This
website explores the difficulties and the joys of my work helping science-phobic
preservice teachers find their voices and create their music in singing
a song about science, both for themselves and with the children they teach.
-Deborah Smith, Michigan State University
Students come to the course with little or no conceptual understanding of the science they will be teaching. They know this; it's painful and scary for them, and getting it on the table and building a community around that problem is an important first step. We have to move beyond this, to an acceptance that we weren't stupid, we just didn't have teachers who knew how to teach science well, because almost nobody knew how, at the time we went through schooling, and most teachers still don't today.

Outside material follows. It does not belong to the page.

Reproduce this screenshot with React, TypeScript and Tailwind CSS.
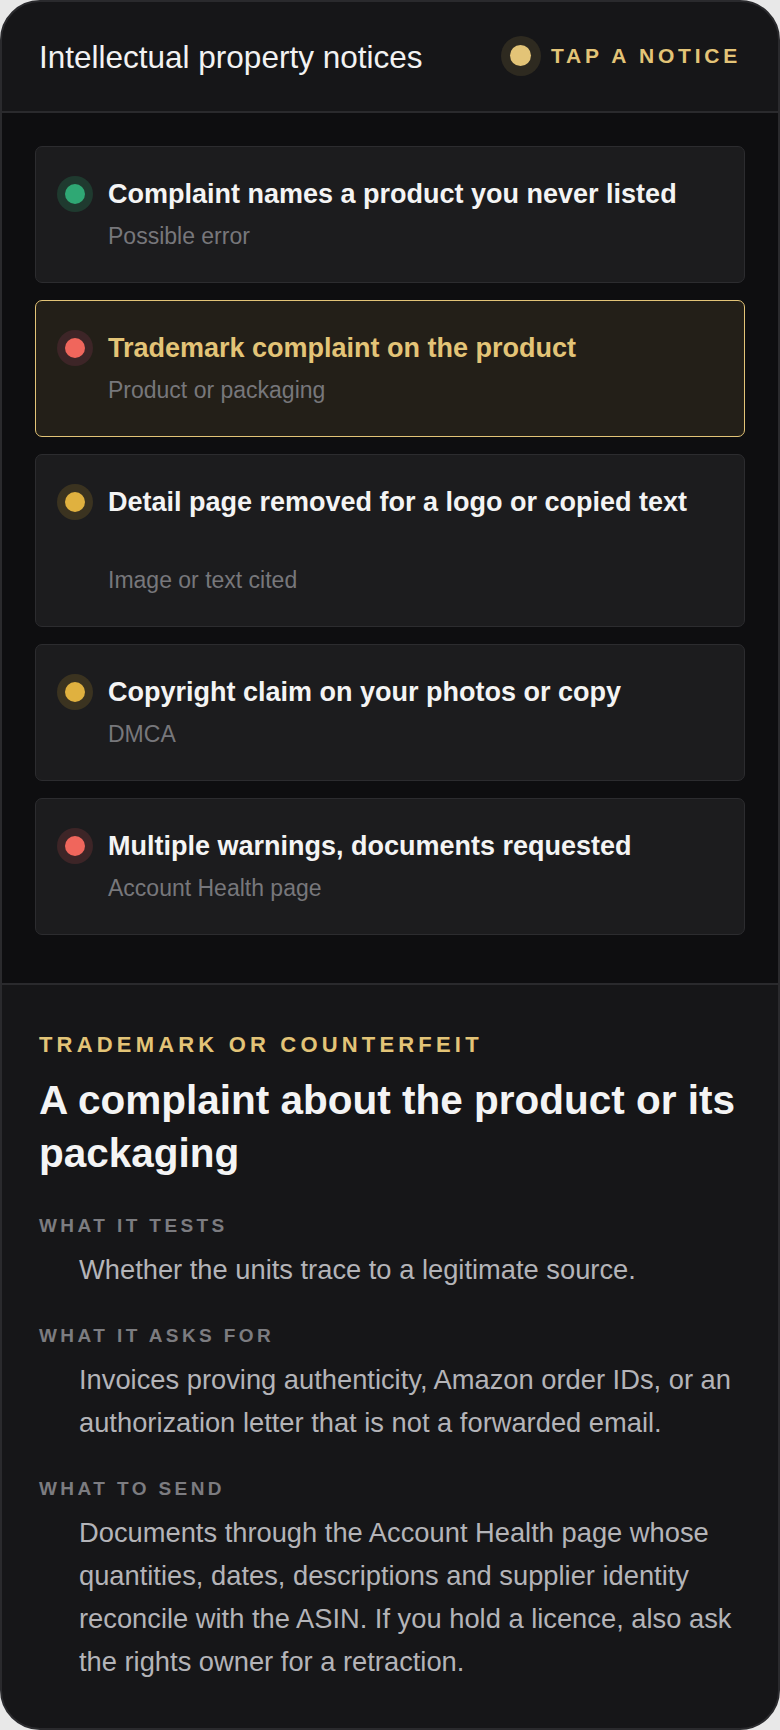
import React from 'react';

type Level = 'ok' | 'warn' | 'alert';

interface Notice {
  title: string;
  hint: string;
  level: Level;
  tall?: boolean;
}

const notices: Notice[] = [
  { title: 'Complaint names a product you never listed', hint: 'Possible error', level: 'ok' },
  { title: 'Trademark complaint on the product', hint: 'Product or packaging', level: 'alert' },
  { title: 'Detail page removed for a logo or copied text', hint: 'Image or text cited', level: 'warn', tall: true },
  { title: 'Copyright claim on your photos or copy', hint: 'DMCA', level: 'warn' },
  { title: 'Multiple warnings, documents requested', hint: 'Account Health page', level: 'alert' },
];

const details = [
  { label: 'What it tests', body: 'Whether the units trace to a legitimate source.' },
  {
    label: 'What it asks for',
    body: 'Invoices proving authenticity, Amazon order IDs, or an authorization letter that is not a forwarded email.',
  },
  {
    label: 'What to send',
    body: 'Documents through the Account Health page whose quantities, dates, descriptions and supplier identity reconcile with the ASIN. If you hold a licence, also ask the rights owner for a retraction.',
  },
];

const dotStyles: Record<Level, { halo: string; dot: string }> = {
  ok: { halo: 'bg-[#1f3a2f]', dot: 'bg-[#2fa874]' },
  warn: { halo: 'bg-[#3b3320]', dot: 'bg-[#e0b13f]' },
  alert: { halo: 'bg-[#3d2527]', dot: 'bg-[#f0665c]' },
};

function StatusDot({ level }: { level: Level }) {
  const s = dotStyles[level];
  return (
    <div className={`w-[36px] h-[36px] rounded-full flex items-center justify-center shrink-0 ${s.halo}`}>
      <div className={`w-[20px] h-[20px] rounded-full ${s.dot}`}></div>
    </div>
  );
}

export default function App() {
  const selected = 1;

  return (
    <div className="min-h-screen bg-[#e8e8e8]" style={{ fontFamily: '"Liberation Sans", Arial, sans-serif' }}>
      <div className="w-[780px] h-[1730px] rounded-[40px] border-2 border-[#2a2a2d] bg-[#161618] overflow-hidden flex flex-col">
        {/* Header */}
        <div className="h-[111px] px-[37px] flex items-center justify-between border-b-2 border-[#2a2a2d] shrink-0">
          <h1 className="text-[31.5px] leading-[38px] text-[#f2f2f2]">Intellectual property notices</h1>
          <div className="flex items-center gap-[10px] pb-[2px]">
            <div className="w-[40px] h-[40px] rounded-full bg-[#2e2a20] flex items-center justify-center">
              <div className="w-[21px] h-[21px] rounded-full bg-[#e3c477]"></div>
            </div>
            <span className="text-[21px] font-bold tracking-[0.18em] text-[#e3c477]">TAP A NOTICE</span>
          </div>
        </div>

        {/* Notice list */}
        <div className="bg-[#0e0e10] px-[33px] pt-[33px] pb-[48px] flex flex-col gap-[17px] border-b-2 border-[#2a2a2d] shrink-0">
          {notices.map((n, index) => {
            const active = index === selected;
            return (
              <div
                key={index}
                className={`rounded-[7px] border pl-[21px] pr-[20px] pt-[28px] pb-[31px] flex gap-[15px] ${
                  active ? 'border-[#e3c477] bg-[#231f18]' : 'border-[#2c2c2f] bg-[#1c1c1e]'
                }`}
              >
                <div className="h-[38px] flex items-center">
                  <StatusDot level={n.level} />
                </div>
                <div className="flex flex-col">
                  <div
                    className={`text-[27px] leading-[38px] font-bold ${n.tall ? 'min-h-[74px]' : ''} ${
                      active ? 'text-[#e3c477]' : 'text-[#f4f4f4]'
                    }`}
                  >
                    {n.title}
                  </div>
                  <div className="mt-[8px] text-[23px] leading-[30px] text-[#77777b]">{n.hint}</div>
                </div>
              </div>
            );
          })}
        </div>

        {/* Detail for the selected notice */}
        <div className="flex-1 px-[37px] pt-[46px]">
          <div className="text-[22px] leading-[28px] font-bold tracking-[0.19em] text-[#e3c477]">TRADEMARK OR COUNTERFEIT</div>
          <h2 className="mt-[15px] text-[40.5px] leading-[53px] font-bold text-[#f4f4f4]">
            A complaint about the product or its packaging
          </h2>
          <div className="mt-[34px] flex flex-col gap-[33px]">
            {details.map((d, index) => (
              <div key={index}>
                <div className="text-[19px] leading-[24px] font-bold tracking-[0.18em] uppercase text-[#7c7c80]">{d.label}</div>
                <p className="mt-[10px] pl-[40px] text-[27.3px] leading-[43px] text-[#b4b4b8]">{d.body}</p>
              </div>
            ))}
          </div>
        </div>
      </div>
    </div>
  );
}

The next central problem is how do we learn science with understanding ourselves? We do science learning activities in class, and I model reform-minded assessment, planning and teaching with my students. The problem that arises is, since they've never seen teaching and never learned science like this before, it's all bizarre and new to them, and seems to some to be a cop out, irresponsible, and certainly not what they had in mind. They also cannot believe that the view of scientific inquiry that I'm presenting is authentic, because it doesn't fit the "scientific method" steps they were taught. So, other songs in this section include "You say tomato, and I say tomahto" and "Trouble in River City," because none of this looks like what they expected and it's troubling to them (and they give me a lot of trouble about it!)
The central problem here is, even though we're not ready, we're going to be teaching children in the field placements. So, how do we get ready, even though we're feeling woefully underprepared?
The central problem here is, creating a supportive community and maximizing students' possibilities for doing a good job with children and learning to feel successful as a science teacher. Selecting the right balance of support and challenge, given the contexts of the field placements students are in, is a central issue for me.
The final problem in the course is that of helping students see the progress they've made. Often, they are so focused on the difficulties they've encountered that they have trouble remembering where they started and how far they've come. In this part of the course, I encourage them to see this as the first step on a lifetime journey to create a career.